The objective of my postdoctoral fellowship here at McMaster (primarily funded by SHARCNET) can be summarized as bringing scalability to Voyeur Tools. The current objective is to get Trombone to run on the Hadoop cloud middleware. The intent is to get Trombone to process large-scale textual data, e.g. initially several hundred megabytes. Getting there requires some heavy-lifting, i.e. rearchitecting the Trombone data model from a file-based model to a cloud-based model. This requires changes all over the code base.

Designing and redesigning Trombone calls for hard thinking. Stéfan Sinclair and I usually meet weekly to brainstorm about Trombone design. To sustain our creativity, we typically work from My Dog Joe. It’s a great place, relaxing and stimulating at the same time. It somewhat reminds me of Parisian cafés. We spent the 2nd part of this sunny morning brainstorming at MyDogJoe. Today’s discussions were centered around programmatic interfaces to make tokens easily taggable with different types, as well as around the interface between Trombone and Trombone calling code. Read on here for further insights on this morning’s meeting.

Where science gets done

Sun is here. Spring is almost here.

Where science gets done















No Apples falling from the trees at this time of year, only some sitting on desks as usual.

Where science gets done

















The pictures feature McMaster’s TSH (Togo Salmon Hall) as well as my TSH office. Besides meetings at My Dog Joe (see previous blog post), this is where science (eventually) gets done.

The tools I’m using on a daily basis for the software engineering of the Trombone module of Voyeur Tools (see previous blog post) are all Free software or Open Source software. They essentially include: the Firefox browser, the Eclipse integrated development environment, the Subversion revision control system, the Trac issue tracking software, the OpenOffice productivity suite, the Sunbird calendar, the Adium instant messenger, the Ubuntu Linux operating system. The OS X operating system, though propietary software (alas, but it’s sooooo eye-pleasing, isn’t it), is actually built on Open Source software, too: among others, the FreeBSD operating system.

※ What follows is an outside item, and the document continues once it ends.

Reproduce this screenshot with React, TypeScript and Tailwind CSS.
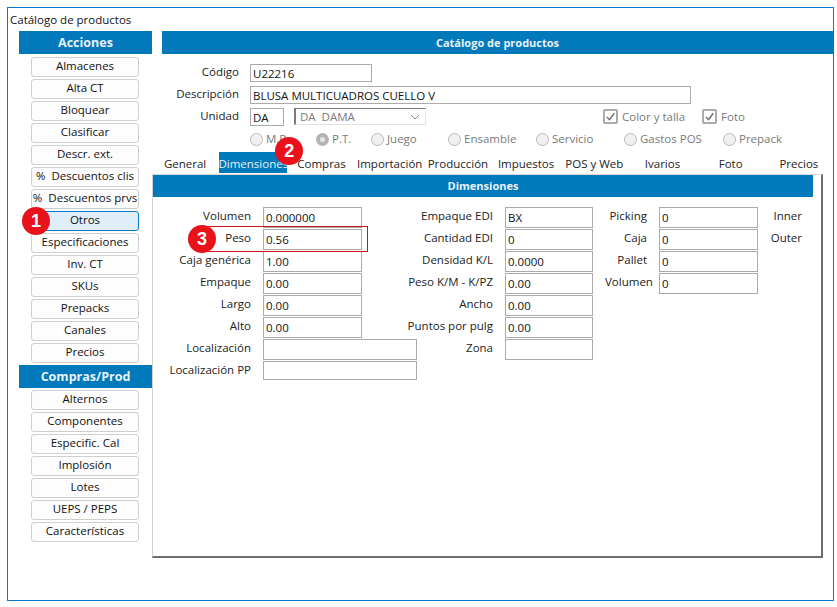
// Catálogo de productos: Dimensiones tab with numbered callouts.
import { type ReactElement, type ReactNode } from 'react';

const FONT = 'font-["Open_Sans","Noto_Sans",sans-serif]';

const ACCIONES = [
  'Almacenes',
  'Alta CT',
  'Bloquear',
  'Clasificar',
  'Descr. ext.',
  '%  Descuentos clis',
  '%  Descuentos prvs',
  'Otros',
  'Especificaciones',
  'Inv. CT',
  'SKUs',
  'Prepacks',
  'Canales',
  'Precios',
];

const COMPRAS = ['Alternos', 'Componentes', 'Especific. Cal', 'Implosión', 'Lotes', 'UEPS / PEPS', 'Características'];

const TABS = ['General', 'Dimensiones', 'Compras', 'Importación', 'Producción', 'Impuestos', 'POS y Web', 'Ivarios', 'Foto', 'Precios'];

const RADIOS = [
  { label: 'M.P.', width: 'w-[66px]' },
  { label: 'P.T.', width: 'w-[55px]', checked: true },
  { label: 'Juego', width: 'w-[77px]' },
  { label: 'Ensamble', width: 'w-[88px]' },
  { label: 'Servicio', width: 'w-[88px]' },
  { label: 'Gastos POS', width: 'w-[99px]' },
  { label: 'Prepack', width: 'w-[80px]' },
];

function Badge({ n, className }: { n: number; className: string }): ReactElement {
  return (
    <span
      className={`absolute z-10 flex h-[28px] w-[28px] items-center justify-center rounded-full bg-[#e9121b] font-["Liberation_Sans",sans-serif] text-[18px] font-bold text-white ${className}`}
    >
      {n}
    </span>
  );
}

function SideHeader({ children }: { children: ReactNode }): ReactElement {
  return (
    <div className="flex h-[23px] items-center justify-center bg-[#0279ba] pt-[1px] text-[12.5px] font-bold text-[#e9f2f8]">
      {children}
    </div>
  );
}

function SideButton({ label }: { label: string }): ReactElement {
  const active = label === 'Otros';
  return (
    <div className="relative">
      {active && <Badge n={1} className="left-[-9px] top-[-4px]" />}
      <div
        className={`flex h-[20px] w-[108px] items-center justify-center whitespace-pre rounded-[3px] border pb-[2px] text-[11.5px] leading-none text-[#111] ${
          active ? 'border-[#0a78c8] bg-[#e0eef9]' : 'border-[#cfcfcf] bg-[#fdfdfd]'
        }`}
      >
        {label}
      </div>
    </div>
  );
}

function Field({ value, className = 'w-[99px]' }: { value?: string; className?: string }): ReactElement {
  return (
    <div className={`flex h-[21px] items-center border border-[#ababab] bg-white pl-[2px] pt-[1px] text-[11.5px] text-[#111] ${className}`}>
      {value}
    </div>
  );
}

function Label({ children }: { children?: ReactNode }): ReactElement {
  return <div className="h-[18px] self-start whitespace-nowrap text-right text-[11.5px] leading-[18px] text-[#222]">{children}</div>;
}

function Radio({ label, checked, width }: { label: string; checked?: boolean; width: string }): ReactElement {
  return (
    <div className={`flex items-center gap-[3px] text-[11.5px] text-[#7a7a7a] ${width}`}>
      <span
        className={`h-[13px] w-[13px] rounded-full ${
          checked ? 'border-[4px] border-[#b4b4b4] bg-[#e6e6e6]' : 'border border-[#b8b8b8] bg-[#f1f1f1]'
        }`}
      />
      {label}
    </div>
  );
}

function Check({ label }: { label: string }): ReactElement {
  return (
    <div className="flex items-center gap-[4px] text-[11.5px] text-[#7a7a7a]">
      <span className="flex h-[15px] w-[15px] items-center justify-center rounded-[2px] border-2 border-[#ababab] bg-white">
        <svg viewBox="0 0 12 12" className="h-[11px] w-[11px]">
          <path d="M2 6.5 L5 9.5 L10 2.5" fill="none" stroke="#6e6e6e" strokeWidth="1.6" />
        </svg>
      </span>
      {label}
    </div>
  );
}

export default function App(): ReactElement {
  return (
    <div className={`h-[607px] w-[837px] overflow-hidden bg-white pl-[7px] pt-[7px] ${FONT}`}>
      <div className="h-[594px] w-[827px] border border-[#0a78d2]">
        <div className="h-[23px] pl-[2px] pt-[3px] text-[11.5px] leading-[18px] text-[#111]">Catálogo de productos</div>
        <div className="flex">
          <aside className="ml-[11px] w-[133px]">
            <SideHeader>Acciones</SideHeader>
            <div className="mb-[2px] mt-[3px] flex flex-col gap-[2px] pl-[12px]">
              {ACCIONES.map((a) => (
                <SideButton key={a} label={a} />
              ))}
            </div>
            <SideHeader>Compras/Prod</SideHeader>
            <div className="mt-[2px] flex flex-col gap-[2px] pl-[12px]">
              {COMPRAS.map((a) => (
                <SideButton key={a} label={a} />
              ))}
            </div>
          </aside>

          <main className="w-[681px]">
            <div className="ml-[10px] flex h-[23px] items-center justify-center bg-[#0279ba] pt-[1px] text-[11px] font-bold text-[#e9f2f8]">
              Catálogo de productos
            </div>

            <div className="mt-[10px] flex flex-col gap-[4px]">
              <div className="flex items-start gap-[11px]">
                <div className="w-[87px] text-right text-[11.5px] leading-[16px] text-[#222]">Código</div>
                <Field value="U22216" className="!h-[18px] w-[122px]" />
              </div>
              <div className="flex items-start gap-[11px]">
                <div className="w-[87px] text-right text-[11.5px] leading-[16px] text-[#222]">Descripción</div>
                <Field value="BLUSA MULTICUADROS CUELLO V" className="!h-[18px] w-[441px]" />
              </div>
              <div className="flex items-start">
                <div className="w-[87px] text-right text-[11.5px] leading-[16px] text-[#222]">Unidad</div>
                <Field value="DA" className="ml-[11px] !h-[18px] w-[34px]" />
                <div className="ml-[10px] flex h-[17px] w-[132px] items-center justify-between border-b border-l-2 border-r border-t border-b-[#e3e3e3] border-l-[#7a7a7a] border-r-[#e3e3e3] border-t-[#7a7a7a] pl-[4px] pr-[5px] text-[11.5px] text-[#7a7a7a]">
                  <span className="whitespace-pre">DA  DAMA</span>
                  <svg viewBox="0 0 10 6" className="h-[6px] w-[10px]">
                    <path d="M1 1 L5 5 L9 1" fill="none" stroke="#8a8a8a" strokeWidth="1" />
                  </svg>
                </div>
                <div className="ml-[177px] flex gap-[17px]">
                  <Check label="Color y talla" />
                  <Check label="Foto" />
                </div>
              </div>
            </div>

            <div className="mt-[4px] flex h-[18px] pl-[98px]">
              {RADIOS.map((r) => (
                <Radio key={r.label} label={r.label} checked={r.checked} width={r.width} />
              ))}
            </div>

            <div className="-ml-[1px] mt-[4px] grid h-[21px] w-[682px] grid-cols-10 text-[11.5px] text-[#222]">
              {TABS.map((t) => (
                <div
                  key={t}
                  className={`relative flex items-center justify-center whitespace-nowrap pt-[3px] ${
                    t === 'Dimensiones' ? 'bg-[#0279ba] text-[#e6f1f8]' : ''
                  }`}
                >
                  {t === 'Dimensiones' && <Badge n={2} className="left-[56px] top-[-15px]" />}
                  {t}
                </div>
              ))}
            </div>

            <section className="mt-[1px] h-[384px] w-[671px] border-b-2 border-l border-r-2 border-t border-b-[#6e6e6e] border-l-[#d0d0d0] border-r-[#6e6e6e] border-t-[#d8d8d8]">
              <div className="flex h-[22px] w-[660px] items-center justify-center bg-[#0279ba] text-[11px] font-bold text-[#e9f2f8]">
                Dimensiones
              </div>
              <div className="mt-[10px] grid grid-cols-[90px_99px_119px_88px_42px_99px_32px] gap-x-[12px] gap-y-[1px] pl-[8px]">
                <Label>Volumen</Label>
                <Field value="0.000000" />
                <Label>Empaque EDI</Label>
                <Field value="BX" className="w-[88px]" />
                <Label>Picking</Label>
                <Field value="0" />
                <Label>Inner</Label>

                <div className="relative h-[21px]">
                  <Badge n={3} className="left-[27px] top-[-4px]" />
                  <span className="absolute left-[38px] top-[-3px] z-0 h-[26px] w-[169px] border border-l-0 border-[#d4101c]" />
                  <div className="relative z-10 h-[18px] text-right text-[11.5px] leading-[18px] text-[#222]">Peso</div>
                </div>
                <Field value="0.56" />
                <Label>Cantidad EDI</Label>
                <Field value="0" className="w-[88px]" />
                <Label>Caja</Label>
                <Field value="0" />
                <Label>Outer</Label>

                <Label>Caja genérica</Label>
                <Field value="1.00" />
                <Label>Densidad K/L</Label>
                <Field value="0.0000" className="w-[88px]" />
                <Label>Pallet</Label>
                <Field value="0" />
                <Label />

                <Label>Empaque</Label>
                <Field value="0.00" />
                <Label>Peso K/M - K/PZ</Label>
                <Field value="0.00" className="w-[88px]" />
                <Label>Volumen</Label>
                <Field value="0" />
                <Label />

                <Label>Largo</Label>
                <Field value="0.00" />
                <Label>Ancho</Label>
                <Field value="0.00" className="w-[88px]" />
                <div className="col-span-3" />

                <Label>Alto</Label>
                <Field value="0.00" />
                <Label>Puntos por pulg</Label>
                <Field value="0.00" className="w-[88px]" />
                <div className="col-span-3" />

                <Label>Localización</Label>
                <Field className="w-[154px]" />
                <Label>Zona</Label>
                <Field className="w-[88px]" />
                <div className="col-span-3" />

                <Label>Localización PP</Label>
                <Field className="w-[154px] !h-[19px]" />
              </div>
            </section>
          </main>
        </div>
      </div>
    </div>
  );
}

Not only are all these software free (as in: do not cost anything to use, acquire, install or configure) but they are also free (as in: freely available and modifiable), which means that I could  tailor them to my specific needs if required. It’s not a theoretical possibility. This has already happened. I modified the JMeld visual diff’ing tool to suit my specific use case and subsequently offered the modified code (called a patch in technical jargon) to the project. I also added a specific feature to the Apache Commons Math toolkit (called a library in technical jargon) to ease its integration into the CanoPeer middleware that I introduced as part of my doctoral dissertation.

Of course patching Free software and Open Source software requires coding skills. But there’s a good chance there’s someone among your colleagues, whether departmental or over-the-web ones, who could tailor software to your needs. Free and Open Source software is standing over the shoulder of giants in action.

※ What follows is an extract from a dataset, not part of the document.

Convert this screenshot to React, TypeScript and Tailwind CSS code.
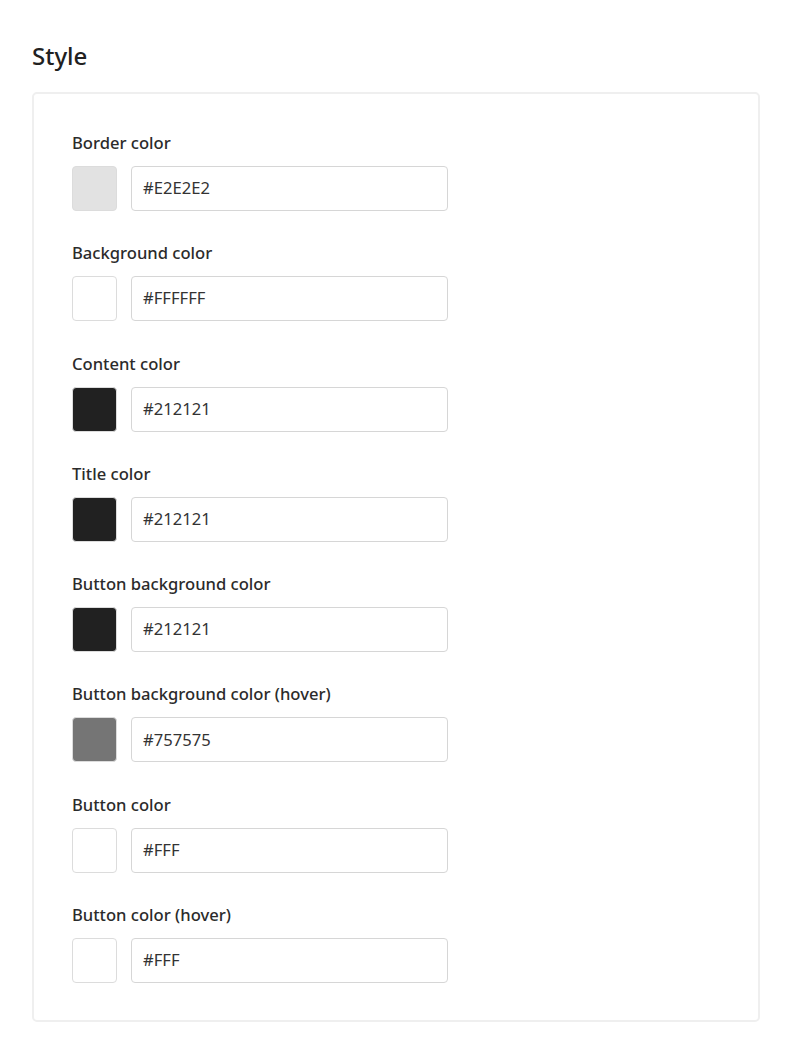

Digital Rhetoric and Communication

Thursday, for me this quarter, is teaching day. This afternoon and early evening were filled by teaching duties. This quarter, I am grateful to have the opportunity to teach the Digital Rhetoric and Communication on behalf of Stéfan Sinclair. The tag line of the course is “how to be effective communicators in a digital society and in an information age”. A tutorial as well as student advising filled the first half of the afternoon, while the lecture filled the remainder of the afternoon. Early evening, administrative work for the course, and preparation of next week’s lecture (to be continued, though).

Semantic analysis, the egg and the hen

I’ll wrap up my Day of DH 2010 blog by sharing an open-ended thought on the interplay between:

  • exploratory analysis of a corpus of textual data
  • definition of  semantic couples (synonyms, antonyms,…)
  • semantic analysis of the said corpus of textual data

Which one comes first? Is there a fixed sequence of these 3 steps? In theory, in a perfect world, there might be. But in practice, there may be loops in such sequence. New insights at the end of one of the steps may require one of the previous steps to be completed again, at least partially.

Expanding from this example, my intuition is that flexibility should be paramount in DH tools. A very flexible, large-scale computational and data storage substrate… scripting interface to rapidly (i.e. without requiring advanced coding skills) configure tools for a particular analysis of textual data… Dream precedes action, that is for certain.